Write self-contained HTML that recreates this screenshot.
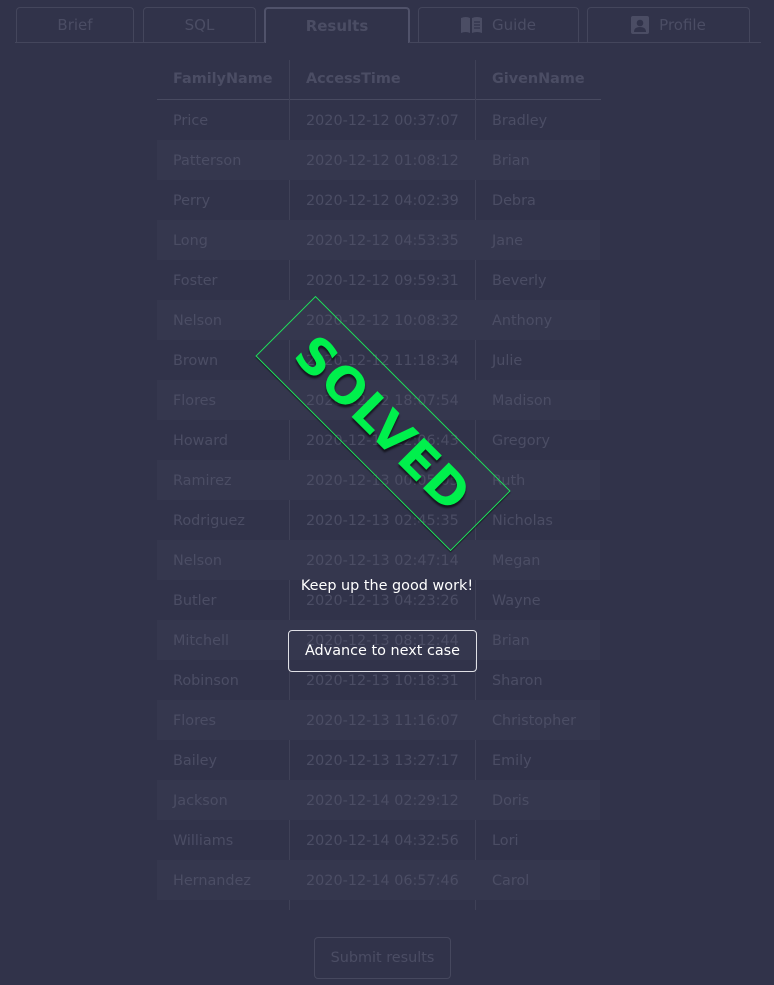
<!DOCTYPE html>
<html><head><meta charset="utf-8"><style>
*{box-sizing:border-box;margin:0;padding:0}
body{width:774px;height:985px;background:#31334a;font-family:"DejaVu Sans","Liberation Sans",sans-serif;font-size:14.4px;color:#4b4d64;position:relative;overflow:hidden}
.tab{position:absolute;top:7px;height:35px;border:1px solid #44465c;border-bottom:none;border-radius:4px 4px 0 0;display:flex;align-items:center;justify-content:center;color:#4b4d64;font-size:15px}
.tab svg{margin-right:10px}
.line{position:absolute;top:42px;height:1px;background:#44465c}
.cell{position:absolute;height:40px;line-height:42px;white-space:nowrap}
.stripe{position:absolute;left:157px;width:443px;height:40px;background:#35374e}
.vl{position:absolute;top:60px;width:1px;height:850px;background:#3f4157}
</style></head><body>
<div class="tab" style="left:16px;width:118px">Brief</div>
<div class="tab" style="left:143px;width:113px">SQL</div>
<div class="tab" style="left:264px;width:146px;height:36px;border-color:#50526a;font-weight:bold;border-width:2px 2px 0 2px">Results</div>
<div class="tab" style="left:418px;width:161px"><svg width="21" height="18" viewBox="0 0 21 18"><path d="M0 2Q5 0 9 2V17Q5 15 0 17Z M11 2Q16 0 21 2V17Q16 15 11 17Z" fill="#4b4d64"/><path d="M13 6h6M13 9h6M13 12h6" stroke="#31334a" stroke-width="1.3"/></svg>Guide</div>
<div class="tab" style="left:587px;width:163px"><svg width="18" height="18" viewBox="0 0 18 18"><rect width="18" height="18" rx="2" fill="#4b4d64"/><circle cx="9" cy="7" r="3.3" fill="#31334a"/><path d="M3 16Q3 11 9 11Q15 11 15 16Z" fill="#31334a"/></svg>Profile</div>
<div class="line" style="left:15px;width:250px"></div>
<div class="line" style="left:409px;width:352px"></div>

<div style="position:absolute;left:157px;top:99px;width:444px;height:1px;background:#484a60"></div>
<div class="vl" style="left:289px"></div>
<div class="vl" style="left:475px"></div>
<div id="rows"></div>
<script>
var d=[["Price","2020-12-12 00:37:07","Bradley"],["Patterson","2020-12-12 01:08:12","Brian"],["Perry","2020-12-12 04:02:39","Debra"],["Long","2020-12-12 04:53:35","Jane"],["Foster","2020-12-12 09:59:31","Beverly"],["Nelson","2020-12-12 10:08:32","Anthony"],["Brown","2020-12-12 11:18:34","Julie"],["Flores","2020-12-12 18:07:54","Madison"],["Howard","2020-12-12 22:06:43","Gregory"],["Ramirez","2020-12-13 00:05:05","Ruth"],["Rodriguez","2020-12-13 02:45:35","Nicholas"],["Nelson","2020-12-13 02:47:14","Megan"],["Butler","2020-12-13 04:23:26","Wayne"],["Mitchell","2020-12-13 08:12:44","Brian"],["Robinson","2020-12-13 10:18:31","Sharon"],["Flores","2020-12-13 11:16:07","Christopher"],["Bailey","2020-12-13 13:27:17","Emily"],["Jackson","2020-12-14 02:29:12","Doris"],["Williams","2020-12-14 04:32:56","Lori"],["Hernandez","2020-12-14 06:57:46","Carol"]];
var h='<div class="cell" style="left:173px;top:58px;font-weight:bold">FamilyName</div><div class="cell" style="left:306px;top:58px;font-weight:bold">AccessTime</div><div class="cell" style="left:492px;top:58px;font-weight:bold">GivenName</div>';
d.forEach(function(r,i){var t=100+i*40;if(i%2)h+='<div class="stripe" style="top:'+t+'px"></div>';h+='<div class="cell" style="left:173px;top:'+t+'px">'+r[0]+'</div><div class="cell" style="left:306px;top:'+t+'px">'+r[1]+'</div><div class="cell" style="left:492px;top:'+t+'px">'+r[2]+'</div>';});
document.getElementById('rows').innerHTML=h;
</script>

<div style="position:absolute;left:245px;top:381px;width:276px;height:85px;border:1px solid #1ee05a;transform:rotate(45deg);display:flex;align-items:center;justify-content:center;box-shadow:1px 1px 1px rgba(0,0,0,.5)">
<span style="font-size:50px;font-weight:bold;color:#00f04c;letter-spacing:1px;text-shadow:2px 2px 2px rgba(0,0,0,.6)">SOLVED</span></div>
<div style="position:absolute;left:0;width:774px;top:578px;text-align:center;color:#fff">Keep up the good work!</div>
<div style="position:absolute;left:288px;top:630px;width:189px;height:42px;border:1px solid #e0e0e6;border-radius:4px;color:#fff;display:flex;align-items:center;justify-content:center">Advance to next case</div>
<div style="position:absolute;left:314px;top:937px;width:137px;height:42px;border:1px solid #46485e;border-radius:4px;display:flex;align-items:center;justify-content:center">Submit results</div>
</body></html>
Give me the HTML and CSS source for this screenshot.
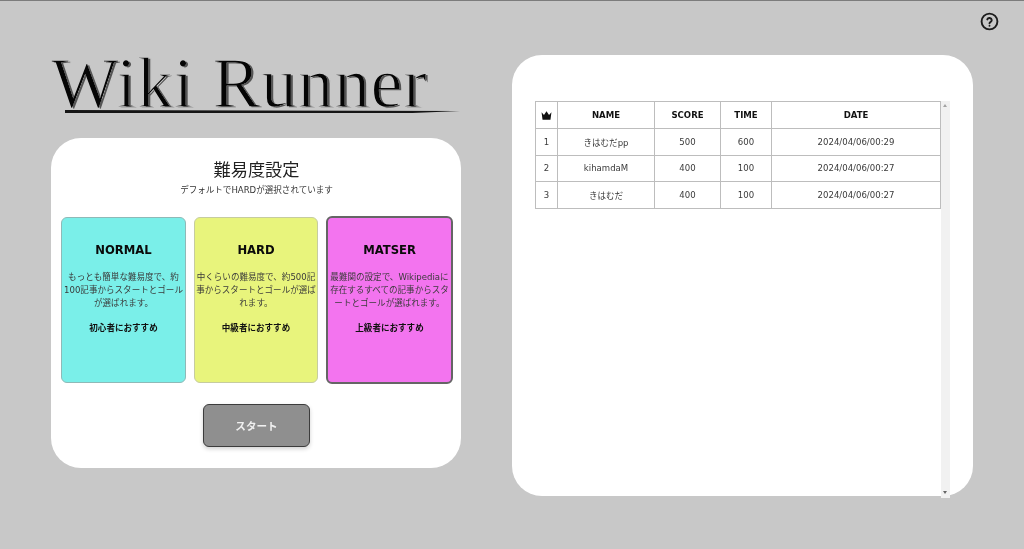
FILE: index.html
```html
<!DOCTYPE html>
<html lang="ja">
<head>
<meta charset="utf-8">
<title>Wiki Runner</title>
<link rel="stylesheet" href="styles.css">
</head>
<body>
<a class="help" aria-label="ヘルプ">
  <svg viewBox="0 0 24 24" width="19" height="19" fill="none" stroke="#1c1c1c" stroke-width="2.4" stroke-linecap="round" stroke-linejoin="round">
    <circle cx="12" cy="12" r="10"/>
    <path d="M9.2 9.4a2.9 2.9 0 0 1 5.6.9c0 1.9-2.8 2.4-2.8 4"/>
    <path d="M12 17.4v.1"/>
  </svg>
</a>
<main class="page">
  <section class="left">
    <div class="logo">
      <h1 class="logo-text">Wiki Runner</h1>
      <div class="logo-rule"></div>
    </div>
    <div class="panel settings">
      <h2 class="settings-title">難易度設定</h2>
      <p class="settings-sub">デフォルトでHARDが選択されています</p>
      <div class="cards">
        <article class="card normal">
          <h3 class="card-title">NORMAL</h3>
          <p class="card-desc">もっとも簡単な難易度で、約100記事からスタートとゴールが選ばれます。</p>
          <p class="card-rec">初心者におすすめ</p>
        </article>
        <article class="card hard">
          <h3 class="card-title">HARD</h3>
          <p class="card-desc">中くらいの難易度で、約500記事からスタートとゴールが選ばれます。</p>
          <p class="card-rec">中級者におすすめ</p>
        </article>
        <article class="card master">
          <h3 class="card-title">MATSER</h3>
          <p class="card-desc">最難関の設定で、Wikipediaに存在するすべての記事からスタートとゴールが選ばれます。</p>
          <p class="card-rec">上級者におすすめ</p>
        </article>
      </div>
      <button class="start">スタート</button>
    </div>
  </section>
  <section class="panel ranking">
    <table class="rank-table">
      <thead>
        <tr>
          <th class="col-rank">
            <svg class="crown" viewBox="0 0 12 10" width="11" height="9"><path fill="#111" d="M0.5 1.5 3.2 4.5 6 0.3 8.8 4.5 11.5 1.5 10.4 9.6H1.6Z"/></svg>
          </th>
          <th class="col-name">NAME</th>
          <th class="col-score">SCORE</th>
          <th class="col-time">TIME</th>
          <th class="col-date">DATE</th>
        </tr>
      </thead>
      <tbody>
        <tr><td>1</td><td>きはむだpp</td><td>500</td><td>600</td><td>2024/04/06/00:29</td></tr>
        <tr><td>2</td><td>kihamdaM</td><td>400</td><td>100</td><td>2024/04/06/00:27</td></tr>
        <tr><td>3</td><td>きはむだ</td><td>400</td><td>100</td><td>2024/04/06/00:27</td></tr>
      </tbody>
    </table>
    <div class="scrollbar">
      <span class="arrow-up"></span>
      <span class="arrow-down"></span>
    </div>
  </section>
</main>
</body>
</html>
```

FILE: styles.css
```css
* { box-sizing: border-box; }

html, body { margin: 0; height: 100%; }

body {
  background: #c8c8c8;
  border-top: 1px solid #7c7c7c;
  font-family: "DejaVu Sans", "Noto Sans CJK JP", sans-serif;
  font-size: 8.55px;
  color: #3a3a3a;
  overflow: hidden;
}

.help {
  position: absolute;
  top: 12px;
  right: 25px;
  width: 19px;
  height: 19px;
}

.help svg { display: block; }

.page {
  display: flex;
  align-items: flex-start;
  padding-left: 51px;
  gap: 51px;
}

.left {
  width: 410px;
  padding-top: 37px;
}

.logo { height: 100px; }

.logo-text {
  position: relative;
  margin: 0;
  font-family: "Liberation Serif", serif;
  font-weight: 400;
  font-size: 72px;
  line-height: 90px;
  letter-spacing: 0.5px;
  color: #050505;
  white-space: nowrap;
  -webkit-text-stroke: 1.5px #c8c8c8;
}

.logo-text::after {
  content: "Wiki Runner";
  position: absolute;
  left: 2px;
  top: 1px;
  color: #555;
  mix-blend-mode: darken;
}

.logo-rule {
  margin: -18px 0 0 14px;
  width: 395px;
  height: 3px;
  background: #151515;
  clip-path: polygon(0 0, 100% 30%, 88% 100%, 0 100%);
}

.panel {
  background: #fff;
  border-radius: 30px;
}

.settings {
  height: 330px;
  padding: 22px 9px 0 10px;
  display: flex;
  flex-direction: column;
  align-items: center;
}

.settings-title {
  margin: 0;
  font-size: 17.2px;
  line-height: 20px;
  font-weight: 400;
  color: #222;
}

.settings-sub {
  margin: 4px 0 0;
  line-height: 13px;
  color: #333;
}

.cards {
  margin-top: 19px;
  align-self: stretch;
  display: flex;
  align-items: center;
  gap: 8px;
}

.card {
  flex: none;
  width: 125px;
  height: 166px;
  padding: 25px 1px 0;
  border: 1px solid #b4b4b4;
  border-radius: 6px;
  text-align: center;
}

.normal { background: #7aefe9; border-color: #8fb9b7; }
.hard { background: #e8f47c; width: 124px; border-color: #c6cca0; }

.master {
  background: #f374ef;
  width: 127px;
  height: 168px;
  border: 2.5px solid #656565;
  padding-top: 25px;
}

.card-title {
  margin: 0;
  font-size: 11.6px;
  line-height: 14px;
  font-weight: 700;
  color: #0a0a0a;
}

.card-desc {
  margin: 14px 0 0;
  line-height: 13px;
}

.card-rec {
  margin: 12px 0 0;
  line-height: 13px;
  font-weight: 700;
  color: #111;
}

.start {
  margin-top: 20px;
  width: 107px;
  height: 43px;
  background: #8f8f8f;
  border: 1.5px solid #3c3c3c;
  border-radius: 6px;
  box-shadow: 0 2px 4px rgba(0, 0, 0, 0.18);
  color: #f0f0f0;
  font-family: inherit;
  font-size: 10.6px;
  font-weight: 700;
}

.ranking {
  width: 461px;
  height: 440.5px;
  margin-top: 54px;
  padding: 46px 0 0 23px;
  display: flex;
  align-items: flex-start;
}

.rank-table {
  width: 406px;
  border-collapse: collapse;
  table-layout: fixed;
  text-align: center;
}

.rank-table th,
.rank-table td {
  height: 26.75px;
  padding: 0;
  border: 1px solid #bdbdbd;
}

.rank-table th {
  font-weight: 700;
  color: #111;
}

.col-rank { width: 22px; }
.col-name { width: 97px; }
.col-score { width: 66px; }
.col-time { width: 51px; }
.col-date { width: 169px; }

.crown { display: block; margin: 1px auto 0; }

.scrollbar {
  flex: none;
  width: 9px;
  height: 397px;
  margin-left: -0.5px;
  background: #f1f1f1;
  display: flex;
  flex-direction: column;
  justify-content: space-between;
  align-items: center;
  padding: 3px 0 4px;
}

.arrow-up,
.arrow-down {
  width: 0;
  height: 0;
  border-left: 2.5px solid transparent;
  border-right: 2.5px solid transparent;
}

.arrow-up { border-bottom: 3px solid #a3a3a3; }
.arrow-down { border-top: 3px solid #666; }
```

__Given exercise__. Return each line where "self" shows up.

__Completed task__.
Write self-contained HTML that recreates this screenshot.
  align-self: stretch;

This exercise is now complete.